Maris literally ran to the hospital. She barely recognized Allie who was bruised, swollen and hooked to three machines.
Two weeks later Allie had regained consciousness, but made no sense. The doctors had done all they could physically do. Allie had no family, she spoke to, and had appointed Maris to make any decisions in an emergency. Fortunately Allie had good insurance that covered long term rehab.
The social worker at Roosevelt recommended that Maris see a therapist because she felt so guilty. If she hadn’t left. If she hadn’t ran into Alex, and taken her cell out of her pocket, she would have heard Allie’s message where she said she had met some guys and….The message ended there. Maris would have ran to the club if she hadn’t given into temptation. She felt as if she were the world’s lousiest friend.

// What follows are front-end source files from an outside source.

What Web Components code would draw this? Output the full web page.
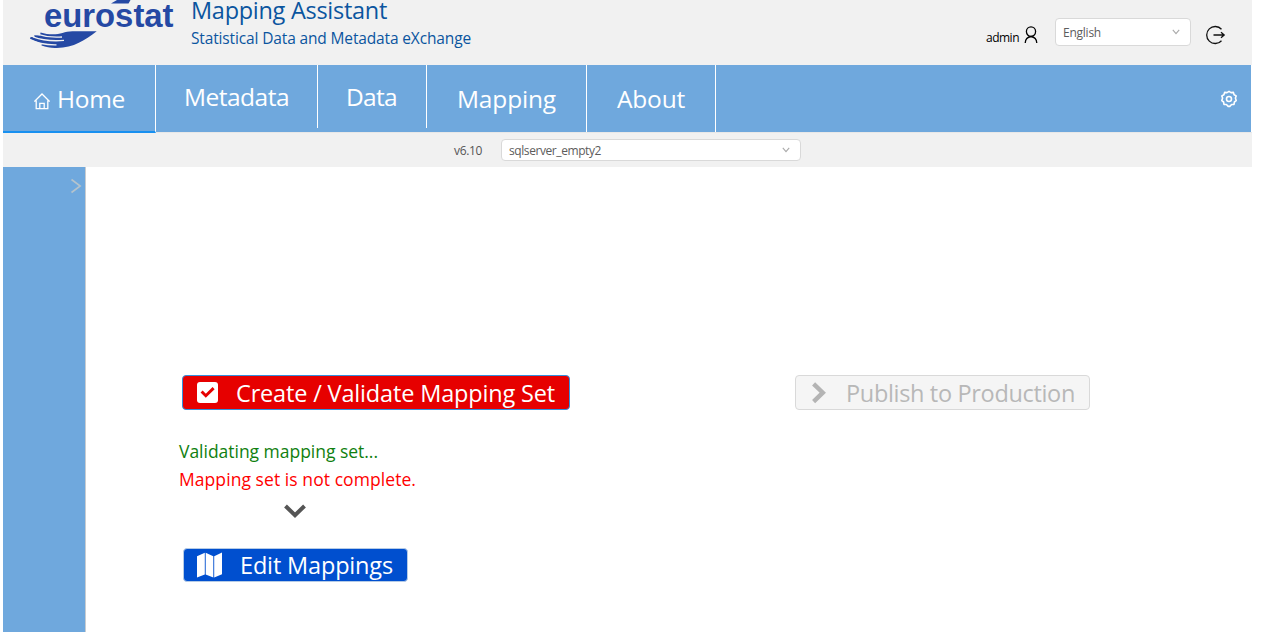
<!DOCTYPE html>
<html lang="en">
<head>
<meta charset="utf-8">
<title>Mapping Assistant</title>
<style>
html,body{margin:0;height:100%;overflow:hidden;background:#fff;font-family:"Open Sans","Noto Sans",sans-serif}
</style>
</head>
<body>
<ma-app></ma-app>
<script>
const define = (name, html, setup) => customElements.define(name, class extends HTMLElement {
  connectedCallback() {
    if (this.shadowRoot) return;
    const t = document.createElement('template');
    t.innerHTML = html;
    this.attachShadow({mode: 'open'}).append(t.content.cloneNode(true));
    if (setup) setup(this);
  }
});

/* One line of text, tracked so that it spans the requested width. */
define('fit-label', `<style>:host{display:block;flex:none;white-space:pre}span{display:inline-block}</style><span><slot></slot></span>`, el => {
  const span = el.shadowRoot.querySelector('span');
  const want = +el.getAttribute('span');
  const natural = span.getBoundingClientRect().width;
  const spacing = (want - natural) / el.textContent.length;
  span.style.letterSpacing = spacing.toFixed(3) + 'px';
  el.style.width = want + 'px';
});

const icons = {
  home: `<svg width="16" height="17" viewBox="0 0 16 17" fill="none" stroke="#fff" stroke-width="1.3"><path d="M.4 8.6 8 1l7.6 7.6M2.2 7.6v8h11.6v-8M5.8 15.6v-5.2h4.4v5.2"/></svg>`,
  user: `<svg width="14" height="18" viewBox="0 0 14 18" fill="none" stroke="#000" stroke-width="1.3"><ellipse cx="7" cy="5.6" rx="4.6" ry="4.7"/><path d="M1.2 17c.2-3.8 2.6-6 5.8-6.5 3.2.5 5.6 2.7 5.8 6.5"/></svg>`,
  exit: `<svg width="20" height="20" viewBox="0 0 20 20" fill="none" stroke="#111" stroke-width="1.3"><path d="M15.500 4.300A8.500 8.500 0 1 0 15.500 15.700M7.500 10H18M15 7.200 18.200 10 15 12.800"/></svg>`,
  gear: `<svg width="18" height="18" viewBox="0 0 18 18" fill="none" stroke="#fff" stroke-width="1.6" stroke-linejoin="round"><path d="M7 2.600 9 1.400l2 1.200 2.400-.2.700 2.300 2.100 1.200-.8 2.200L16.200 10.600l-1.800 1.400-.4 2.400-2.400.1L9.800 16.400H8.200l-1.800-1.900-2.400-.1-.4-2.400-1.800-1.400.8-2.500-.8-2.200 2.100-1.200.7-2.300z"/><circle cx="9" cy="9" r="2.500"/></svg>`,
  down: `<svg width="8" height="6" viewBox="0 0 8 6" fill="none" stroke="#aaa" stroke-width="1.1"><path d="M.8.8 4 4.7 7.2.8"/></svg>`,
  side: `<svg width="12" height="16" viewBox="0 0 12 16" fill="none" stroke="#b5c3cc" stroke-width="1.6"><path d="M1.5 1.5 10.200 8l-8.700 6.500"/></svg>`,
  check: `<svg width="21" height="21" viewBox="0 0 21 21"><rect width="21" height="21" rx="3" fill="#fff"/><path d="m4.600 9.500 4.200 4.300L16.600 6.100" fill="none" stroke="#e60000" stroke-width="2.900"/></svg>`,
  right: `<svg width="15" height="22" viewBox="0 0 15 22" fill="none" stroke="#b4b4b4" stroke-width="4.400"><path d="m1.600 1.800 9.200 8.900-9.200 8.900"/></svg>`,
  map: `<svg width="25" height="26" viewBox="0 0 25 26" fill="#fff"><path d="M0 4.200 7.800.8v21.600L0 25.400zM8.700.8l7.600 3.400v21.200l-7.600-3zM17.200 4.200 25 .6v21.600l-7.800 3.200z"/></svg>`,
  chevron: `<svg width="22" height="14" viewBox="0 0 22 14" fill="none" stroke="#555" stroke-width="4"><path d="m1.500 2 9.500 9.200L20.500 2"/></svg>`
};
define('ma-icon', `<style>:host,svg,span{display:block;flex:none}</style><span></span>`, el => {
  el.shadowRoot.querySelector('span').innerHTML = icons[el.getAttribute('name')];
});

define('ma-logo', `<style>:host,svg{display:block}</style>
<svg width="188" height="65" viewBox="3 0 188 65" fill="#2549a4">
<path d="M117 0h13.500l-2 3.500H111z"/>
<text x="44" y="26.500" font-family="Liberation Sans" font-weight="700" font-size="32.500" textLength="129.500" lengthAdjust="spacingAndGlyphs">eurostat</text>
<path d="M40.500 32.400c8 2.500 16 2.300 22 .6 3-1 6-1.800 10-1.800h24.200C85 40 73 48.500 55 47.900c-5-.2-9-1-13.500-2.500l.3-1.600-11.800-5 .6-1.800 4 .2-.4-1.900 5.900.2z"/>
<g fill="none" stroke="#f1f1f1" stroke-width="1.300"><path d="M38 34.300c8 2.700 14 3.500 24 2.700"/><path d="M33 36.900c10 3.800 19 4.500 31 3.500"/><path d="M29 39.700c9 4.200 17 5.400 27.500 5.200"/></g>
</svg>`);

define('ma-select', `<style>:host{display:flex;flex:none;align-items:center;justify-content:space-between;box-sizing:border-box;background:#fff;border:1px solid #d9d9d9;border-radius:4px;color:#5c5c5c;font-size:12px;line-height:18px;padding:0 10px 0 7px}::slotted(*){margin-top:2px}</style><slot></slot><ma-icon name="down"></ma-icon>`);

define('ma-header', `<style>
:host{display:flex;height:65px;background:#f1f1f1;color:#0b559f}
.titles{flex:1}.t{font-size:23.500px;line-height:30px;margin-top:-5px}.s{font-size:15.500px;line-height:22px;margin-top:2px}
.u{display:flex;color:#000;font-size:12px;line-height:18px;margin-top:29px;gap:5px}
.u ma-icon{margin-top:-3px}
ma-select{width:136px;height:28px;margin:18px 15px 0 17px}
.x{margin:25px 26px 0 0}
</style><ma-logo></ma-logo>
<div class="titles"><fit-label class="t" span="196">Mapping Assistant</fit-label><fit-label class="s" span="280">Statistical Data and Metadata eXchange</fit-label></div>
<div class="u"><fit-label span="33">admin</fit-label><ma-icon name="user"></ma-icon></div>
<ma-select><fit-label span="38">English</fit-label></ma-select>
<ma-icon class="x" name="exit"></ma-icon>`);

define('ma-tab', `<style>
:host{display:flex;flex:none;box-sizing:border-box;height:67px;padding:17px 0 0 28px;border-right:1px solid #fff;font-size:24.500px;line-height:34px;color:#fff}
:host([raised]){height:63px;padding-top:15px}
:host([active]){height:68px;border-bottom:2px solid #1890f0;padding-left:31px;gap:7px}
</style><slot></slot>`);

define('ma-nav', `<style>
:host{display:flex;align-items:flex-start;height:67px;width:1248px;background:#6fa8dd}
ma-icon.g{margin:25px 13px 0 auto}
</style>
<ma-tab active style="width:153px"><ma-icon name="home" style="margin-top:10.500px"></ma-icon><fit-label span="68">Home</fit-label></ma-tab>
<ma-tab raised style="width:162px"><fit-label span="105">Metadata</fit-label></ma-tab>
<ma-tab raised style="width:109px"><fit-label span="51">Data</fit-label></ma-tab>
<ma-tab style="width:160px;padding-left:30px"><fit-label span="99">Mapping</fit-label></ma-tab>
<ma-tab style="width:129px;padding-left:30px"><fit-label span="68">About</fit-label></ma-tab>
<ma-icon class="g" name="gear"></ma-icon>`);

define('ma-store-bar', `<style>
:host{display:flex;box-sizing:border-box;height:35px;background:#f1f1f1;border-top:1px solid #e8e8e8;padding:6px 0 0 451px;color:#555;font-size:12px;line-height:18px}
ma-select{width:300px;height:22px;margin-left:19px}
.v{margin-top:3px}
</style><fit-label class="v" span="28">v6.10</fit-label><ma-select><fit-label span="92">sqlserver_empty2</fit-label></ma-select>`);

define('ma-button', `<style>
:host{display:flex;align-items:center;box-sizing:border-box;border:1px solid #d9d9d9;border-radius:4px;font-size:23.500px;line-height:32px;color:#fff}
:host([kind=danger]){background:#e60000;border-color:#3390dd}
:host([kind=primary]){background:#004fcf;border-color:#b5cbe6}
:host([kind=off]){background:#f5f5f5;color:#b8b8b8}
</style><slot></slot>`);

define('ma-flow', `<style>
:host{display:flex;align-items:flex-start;padding:208px 0 0 93px}
.steps{width:616px}
.a{width:388px;height:35px;margin-left:3px;padding-left:14px;gap:18px}
.p{width:295px;height:35px;padding-left:16px;gap:19px}
.e{width:225px;height:34px;margin:30px 0 0 4px;padding-left:13px;gap:18px}
.m{font-size:17.500px;line-height:28px}.ok{color:#108010;margin-top:27px}.bad{color:#f00}
.c{margin:11px 0 0 105px}
</style>
<div class="steps">
<ma-button class="a" kind="danger"><ma-icon name="check"></ma-icon><fit-label span="319">Create / Validate Mapping Set</fit-label></ma-button>
<fit-label class="m ok" span="199">Validating mapping set...</fit-label>
<fit-label class="m bad" span="237">Mapping set is not complete.</fit-label>
<ma-icon class="c" name="chevron"></ma-icon>
<ma-button class="e" kind="primary"><ma-icon name="map"></ma-icon><fit-label span="153">Edit Mappings</fit-label></ma-button>
</div>
<ma-button class="p" kind="off"><ma-icon name="right"></ma-icon><fit-label span="229">Publish to Production</fit-label></ma-button>`);

define('ma-sidebar', `<style>:host{display:flex;justify-content:flex-end;box-sizing:border-box;width:83px;height:465px;background:#6fa8dd;border-right:1px solid #c8ccd0;padding:11px 3px 0 0}</style><ma-icon name="side"></ma-icon>`);

define('ma-app', `<style>:host{display:block;width:1249px;margin-left:3px}.body{display:flex}ma-flow{flex:1}</style>
<ma-header></ma-header><ma-nav></ma-nav><ma-store-bar></ma-store-bar>
<div class="body"><ma-sidebar></ma-sidebar><ma-flow></ma-flow></div>`);
</script>
</body>
</html>
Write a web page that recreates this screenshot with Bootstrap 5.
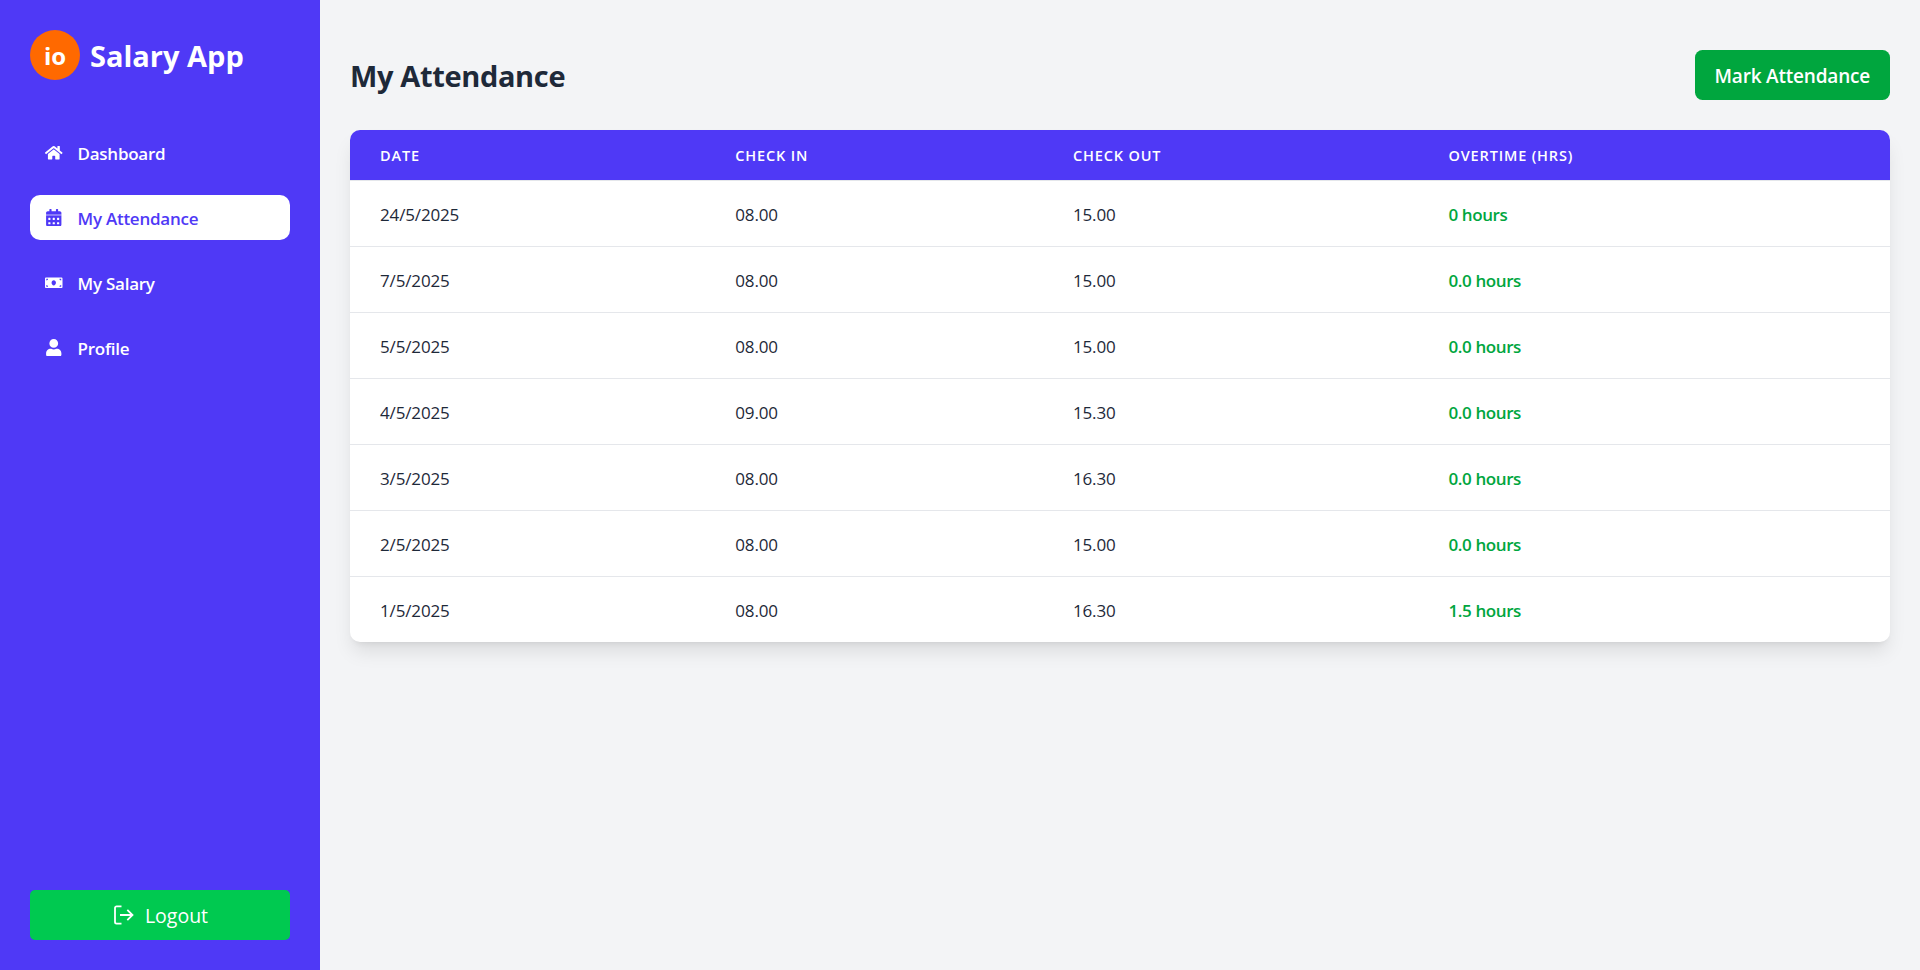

The therapist, her old one, Ellen, kept telling her that there was nothing she could have done. Allie had been on the fast track to trouble for years. She knew Ellen was right, yet…..
Maris hadn’t told Jake any of this. He had met up with some friends and was on a yacht traveling the Greek Isles. He knew Allie. Anybody who had been in New York in the 70’s and 80’s knew her. The city had been littered with drunk and stoned girls but Allie had always made an impression
Once Maris wrote on a men’s room wall in Amsterdam’s, a grilled chicken and pick up place, “For a good time call Allie….” She had given a fake number.
OK Maris wasn’t perfect. She liked to play stupid jokes, drink too much, drug too much, sleep around too much, but she had always been a kind-of lady.
She had grown out of drinking, drugging and f–king too much. Well, Jake but she knew him. He hadn’t emailed or called in a few days.
The doorman called. The mail had arrived. Maris went to the mail room. Flitting inside too many catalogs, junk and broker things, was a thin blue envelope.
Maris noticed that Jake still had the same almost calligraphic handwriting he had in high school. No wonder he was such a successful graphics designer.
This was a sign alright. Her hands shook as she opened the envelope.
The story is pure fiction. It’s loosely based on stories I heard about some women my age, I knew when we were truly girls. I’m not really Maris but yes I have spent too much of my time saving people. I don’t anymore because nobody I personally know would do something like this.
Women do. Date rape drugs and date rape is on the rise.
See the no longer wonder child but wonder woman Cooper’s blog for a more serious look at rape.
No matter what a woman or girl wears, no matter how provocatively she dresses, rape is a serious crime. Or should be.
I decided that I probably will post once a week during the summer. One week 3WW; the next week Friday Flashback.
I can’t leave New York until I finish the one thing that is really important to me, and if I stay much longer I might kill people such as the Asian women who bumped into me in Fairway and began to giggle. I understand that giggling might be a sign of embarrassment in their culture. Their giggles turned into real laughter and it felt to me and the people around me that they were laughing at me. The check out woman apologized for them. Wasn’t her fault.
This is America. I can’t learn 42 different cultures and languages. I tried when I worked in the second most diverse SSA office in the city. Something is really wrong when people can’t make the slightest effort to learn American culture and the language–at least “hello” “good bye” “excuse me,” “I’m sorry.”
When I travel to other countries I try to respect the people. American’s aren’t horrible people. We deserve to be respected also.